• PROBLEM DETAILS
Where a line in the listing contains the string "components", copy that line out.

## Begin SUPPLIED MATERIAL

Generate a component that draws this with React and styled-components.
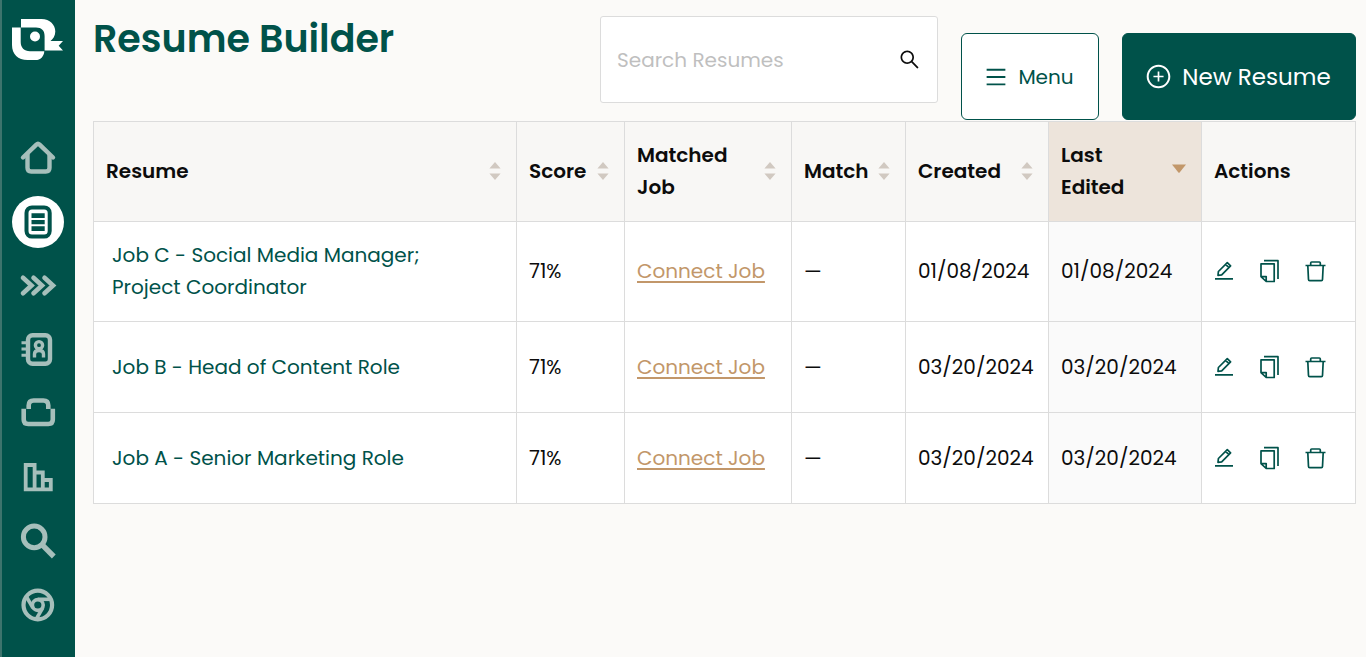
import { useState } from 'react';
import styled, { createGlobalStyle, ThemeProvider } from 'styled-components';
import {
  AiOutlineMenu,
  AiOutlinePlusCircle,
  AiOutlineSearch,
} from 'react-icons/ai';

const theme = {
  green: '#00524a',
  greenEdge: '#3d746d',
  navIcon: '#a6bfbb',
  bgColor: '#fbfaf8',
  headColor: '#f8f7f5',
  sortedHead: '#ede4db',
  sortedCell: '#fafafa',
  borderColor: '#dcdcdc',
  tan: '#c2976a',
  caret: '#d1c9c1',
};

const GlobalStyle = createGlobalStyle`
  * {
    box-sizing: border-box;
  }

  body {
    margin: 0;
    background: ${props => props.theme.bgColor};
    color: #0c0c0c;
    font-family: Poppins, Inter, 'Liberation Sans', sans-serif;
    font-size: 20px;
    line-height: 32px;
  }

  button,
  input {
    font: inherit;
  }

  svg {
    display: block;
    flex-shrink: 0;
  }
`;

const Page = styled.div`
  display: flex;
  min-height: 100vh;
`;

const Sidebar = styled.aside`
  display: flex;
  flex-direction: column;
  align-items: center;
  flex-shrink: 0;
  width: 75px;
  padding-top: 19px;
  background: ${props => props.theme.green};
  border-left: 2px solid ${props => props.theme.greenEdge};
  padding-right: 2px;
`;

const Nav = styled.nav`
  display: flex;
  flex-direction: column;
  gap: 12px;
  margin-top: 71px;
`;

const NavLink = styled.a`
  display: flex;
  justify-content: center;
  align-items: center;
  width: 52px;
  height: 52px;
  border-radius: 50%;
  color: ${props => (props.$active ? props.theme.green : props.theme.navIcon)};
  background: ${props => (props.$active ? '#fff' : 'transparent')};
`;

const Main = styled.main`
  flex: 1;
  min-width: 0;
  padding: 0 10px 0 18px;
`;

const Header = styled.header`
  display: flex;
  align-items: flex-start;
  gap: 23px;
  min-height: 121px;
  padding: 16px 0 1px;
`;

const Title = styled.h1`
  flex: 1;
  margin: 0;
  color: ${props => props.theme.green};
  font-size: 38px;
  font-weight: 600;
  line-height: 46px;
  white-space: nowrap;
`;

const SearchBox = styled.form`
  display: flex;
  align-items: center;
  width: 338px;
  height: 87px;
  padding: 0 16px;
  background: #fff;
  border: 1px solid ${props => props.theme.borderColor};
  border-radius: 3px;
`;

const SearchInput = styled.input`
  flex: 1;
  min-width: 0;
  padding: 0;
  border: none;
  outline: none;
  background: none;

  &::placeholder {
    color: #bfbfbf;
    opacity: 1;
  }
`;

const IconBtn = styled.button`
  display: flex;
  padding: 0;
  border: none;
  background: none;
  color: ${props => props.$color || props.theme.green};
  cursor: pointer;
`;

const HeaderBtn = styled.button`
  display: flex;
  align-items: center;
  align-self: flex-end;
  justify-content: center;
  gap: 10px;
  width: ${props => (props.$primary ? 234 : 138)}px;
  height: 87px;
  padding: 0 2px 0 0;
  border: 1px solid ${props => props.theme.green};
  border-radius: 6px;
  background: ${props => (props.$primary ? props.theme.green : '#fff')};
  color: ${props => (props.$primary ? '#fff' : props.theme.green)};
  font-size: ${props => (props.$primary ? 23 : 20)}px;
  white-space: nowrap;
  cursor: pointer;
`;

const Table = styled.table`
  width: 100%;
  table-layout: fixed;
  border-collapse: collapse;
  background: #fff;
`;

const Col = styled.col`
  width: ${props => (props.$width ? `${props.$width}px` : 'auto')};
`;

const HeadCell = styled.th`
  height: 100px;
  padding: 0 15px 2px 12px;
  border: 1px solid ${props => props.theme.borderColor};
  background: ${props =>
    props.$sorted ? props.theme.sortedHead : props.theme.headColor};
  font-weight: 600;
  text-align: left;
`;

const HeadContent = styled.div`
  display: flex;
  align-items: center;
  justify-content: space-between;
  gap: 8px;
`;

const Cell = styled.td`
  height: 91px;
  padding: 17px 0 18px ${props => props.$left || 12}px;
  border: 1px solid ${props => props.theme.borderColor};
  background: ${props => (props.$sorted ? props.theme.sortedCell : '#fff')};
`;

const ResumeLink = styled.a`
  display: block;
  max-width: 340px;
  color: ${props => props.theme.green};
  text-decoration: none;
`;

const JobLink = styled.a`
  color: ${props => props.theme.tan};
  text-decoration-thickness: 2px;
  text-underline-offset: 3px;
`;

const Actions = styled.div`
  display: flex;
  gap: 22px;
`;

const columns = [
  { key: 'resume', label: 'Resume', sortable: true },
  { key: 'score', label: 'Score', width: 108, sortable: true },
  { key: 'job', label: 'Matched Job', width: 167, sortable: true },
  { key: 'match', label: 'Match', width: 114, sortable: true },
  { key: 'created', label: 'Created', width: 143, sortable: true },
  { key: 'edited', label: 'Last Edited', width: 153, sortable: true },
  { key: 'actions', label: 'Actions', width: 154 },
];

const resumes = [
  {
    id: 3,
    name: 'Job C - Social Media Manager; Project Coordinator',
    score: '71%',
    created: '01/08/2024',
    edited: '01/08/2024',
  },
  {
    id: 2,
    name: 'Job B - Head of Content Role',
    score: '71%',
    created: '03/20/2024',
    edited: '03/20/2024',
  },
  {
    id: 1,
    name: 'Job A - Senior Marketing Role',
    score: '71%',
    created: '03/20/2024',
    edited: '03/20/2024',
  },
];

const Logo = () => (
  <svg width="52" height="42" viewBox="12 19 52 42" fill="#fff">
    <path d="M21 19H41.5C50 19 55.3 25 55.3 31.5C55.3 36 53 39 50.5 41H63L58.7 45.8L63 50.6H44.6V36C44.6 30.5 41.5 27.6 36 27.6H21Z" />
    <path d="M12 27.6H20.7V42C20.7 47.5 24 51.2 30 51.2H44.3C44 56.5 40.5 60 35.5 60H27.5C18 60 12 54 12 45Z" />
    <circle cx="35" cy="36.5" r="5" />
  </svg>
);

const NavIcon = ({ children, strokeWidth = 4 }) => (
  <svg
    width="40"
    height="40"
    viewBox="0 0 40 40"
    fill="none"
    stroke="currentColor"
    strokeWidth={strokeWidth}
  >
    {children}
  </svg>
);

const navItems = [
  {
    label: 'Home',
    icon: (
      <NavIcon strokeWidth={4.4}>
        <path
          d="M5 19.5L18.4 6.6Q20 5 21.6 6.6L35 19.5"
          strokeLinecap="round"
        />
        <path d="M9.5 16V29.8Q9.5 33.5 13.2 33.5H27.8Q31.5 33.5 31.5 29.8V16" />
      </NavIcon>
    ),
  },
  {
    label: 'Resumes',
    active: true,
    icon: (
      <NavIcon>
        <rect x="8.5" y="5.4" width="23.2" height="29.2" rx="5.5" />
        <path
          d="M13.5 11.2H26.7V16H13.5ZM13.5 18H26.7V22.3H13.5ZM13.5 24.3H26.7V29H13.5Z"
          fill="currentColor"
          stroke="none"
        />
      </NavIcon>
    ),
  },
  {
    label: 'Workflow',
    icon: (
      <NavIcon strokeWidth={4.6}>
        <path
          d="M5 11.8L13.5 19.5L5 27.2M15.5 11.8L24 19.5L15.5 27.2M26.5 11.8L35 19.5L26.5 27.2"
          strokeLinecap="round"
        />
      </NavIcon>
    ),
  },
  {
    label: 'Contacts',
    icon: (
      <NavIcon strokeWidth={4.4}>
        <rect x="10" y="5.3" width="22" height="28.5" rx="4.5" />
        <path d="M3.5 12.8H10M3.5 19H10M3.5 25.2H10" strokeWidth="3" />
        <circle cx="21" cy="15.2" r="3.6" strokeWidth="3.4" />
        <path
          d="M16.5 27.5V24Q16.5 20.5 21 20.5Q25.5 20.5 25.5 24V27.5"
          strokeWidth="3.4"
        />
      </NavIcon>
    ),
  },
  {
    label: 'Jobs',
    icon: (
      <NavIcon strokeWidth={4.6}>
        <path d="M10.7 15V11.5Q10.7 6.5 15.7 6.5H25.3Q30.3 6.5 30.3 11.5V15" />
        <path d="M5.7 14.7V25.5Q5.7 30 10.2 30H30.3Q34.8 30 34.8 25.5V14.7" />
      </NavIcon>
    ),
  },
  {
    label: 'Reports',
    icon: (
      <NavIcon strokeWidth={3.8}>
        <path d="M7.7 7H16.6V31.3H7.7ZM16.6 14.5H24.8V31.3H16.6M24.8 22H32.8V31.3H24.8" />
      </NavIcon>
    ),
  },
  {
    label: 'Search',
    icon: (
      <NavIcon strokeWidth={5}>
        <circle cx="16.2" cy="14.9" r="10.8" />
        <path d="M24 22.7L35.8 34.5" strokeWidth="5.4" />
      </NavIcon>
    ),
  },
  {
    label: 'Chrome extension',
    icon: (
      <NavIcon strokeWidth={4.2}>
        <circle cx="19.8" cy="19" r="14.3" />
        <circle cx="19.8" cy="19" r="5.4" strokeWidth="3.6" />
        {[0, 120, 240].map(angle => (
          <path
            key={angle}
            d="M19.8 13.3H32.3"
            strokeWidth="3.6"
            transform={`rotate(${angle} 19.8 19)`}
          />
        ))}
      </NavIcon>
    ),
  },
];

const SortIcon = ({ sorted }) =>
  sorted ? (
    <svg width="14" height="20" viewBox="0 0 14 20" fill={theme.tan}>
      <path d="M0 3.5H14L7.6 11.5Q7 12.2 6.4 11.5Z" />
    </svg>
  ) : (
    <svg width="12" height="20" viewBox="0 0 12 20" fill={theme.caret}>
      <path d="M.4 7.5L6 1L11.6 7.5ZM.4 12.5L6 19L11.6 12.5Z" />
    </svg>
  );

const ActionIcon = ({ children }) => (
  <svg
    width="24"
    height="24"
    viewBox="0 0 24 24"
    fill="none"
    stroke="currentColor"
    strokeWidth="1.7"
    strokeLinejoin="round"
  >
    {children}
  </svg>
);

const actions = [
  {
    label: 'Edit',
    icon: (
      <ActionIcon>
        <path d="M6 16.3L6.4 12.5L15.3 3.7L18.6 6.9L9.7 15.8ZM13.6 5.4L16.9 8.6M3 19.8H21" />
      </ActionIcon>
    ),
  },
  {
    label: 'Duplicate',
    icon: (
      <ActionIcon>
        <path d="M3 4.8H16.2V22.5H8.2L3 17.6ZM3 17.6H8.2V22.5M6 1.7H20V20" />
      </ActionIcon>
    ),
  },
  {
    label: 'Delete',
    icon: (
      <ActionIcon>
        <path d="M1.5 6.5H21.5M6.7 6.5V4Q6.7 3 7.7 3H15.3Q16.3 3 16.3 4V6.5M3.8 6.5L4.5 20.5Q4.5 21.7 5.7 21.7H17.3Q18.5 21.7 18.5 20.5L19.2 6.5" />
      </ActionIcon>
    ),
  },
];

const ResumeRow = ({ name, score, created, edited }) => (
  <tr>
    <Cell $left={18}>
      <ResumeLink href="#resume">{name}</ResumeLink>
    </Cell>
    <Cell>{score}</Cell>
    <Cell>
      <JobLink href="#connect">Connect Job</JobLink>
    </Cell>
    <Cell>—</Cell>
    <Cell>{created}</Cell>
    <Cell $sorted>{edited}</Cell>
    <Cell $left={10}>
      <Actions>
        {actions.map(action => (
          <IconBtn key={action.label} type="button" aria-label={action.label}>
            {action.icon}
          </IconBtn>
        ))}
      </Actions>
    </Cell>
  </tr>
);

const App = () => {
  const [keyword, setKeyword] = useState('');

  const rows = resumes.filter(resume =>
    resume.name.toLowerCase().includes(keyword.toLowerCase())
  );

  return (
    <ThemeProvider theme={theme}>
      <GlobalStyle />
      <Page>
        <Sidebar>
          <Logo />
          <Nav>
            {navItems.map(item => (
              <NavLink
                key={item.label}
                href="#"
                aria-label={item.label}
                $active={item.active}
              >
                {item.icon}
              </NavLink>
            ))}
          </Nav>
        </Sidebar>
        <Main>
          <Header>
            <Title>Resume Builder</Title>
            <SearchBox onSubmit={e => e.preventDefault()}>
              <SearchInput
                aria-label="Search Resumes"
                placeholder="Search Resumes"
                value={keyword}
                onChange={e => setKeyword(e.target.value)}
              />
              <IconBtn type="submit" aria-label="Search" $color="#0c0c0c">
                <AiOutlineSearch size={23} />
              </IconBtn>
            </SearchBox>
            <HeaderBtn type="button">
              <AiOutlineMenu size={24} />
              Menu
            </HeaderBtn>
            <HeaderBtn type="button" $primary>
              <AiOutlinePlusCircle size={27} />
              New Resume
            </HeaderBtn>
          </Header>
          <Table>
            <colgroup>
              {columns.map(col => (
                <Col key={col.key} $width={col.width} />
              ))}
            </colgroup>
            <thead>
              <tr>
                {columns.map(col => (
                  <HeadCell key={col.key} $sorted={col.key === 'edited'}>
                    <HeadContent>
                      {col.label}
                      {col.sortable && (
                        <SortIcon sorted={col.key === 'edited'} />
                      )}
                    </HeadContent>
                  </HeadCell>
                ))}
              </tr>
            </thead>
            <tbody>
              {rows.map(resume => (
                <ResumeRow key={resume.id} {...resume} />
              ))}
            </tbody>
          </Table>
        </Main>
      </Page>
    </ThemeProvider>
  );
};

export default App;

## End SUPPLIED MATERIAL

• REPLY TO THE EXERCISE
Generate a component that draws this with React and styled-components.
import styled, { createGlobalStyle, ThemeProvider } from 'styled-components';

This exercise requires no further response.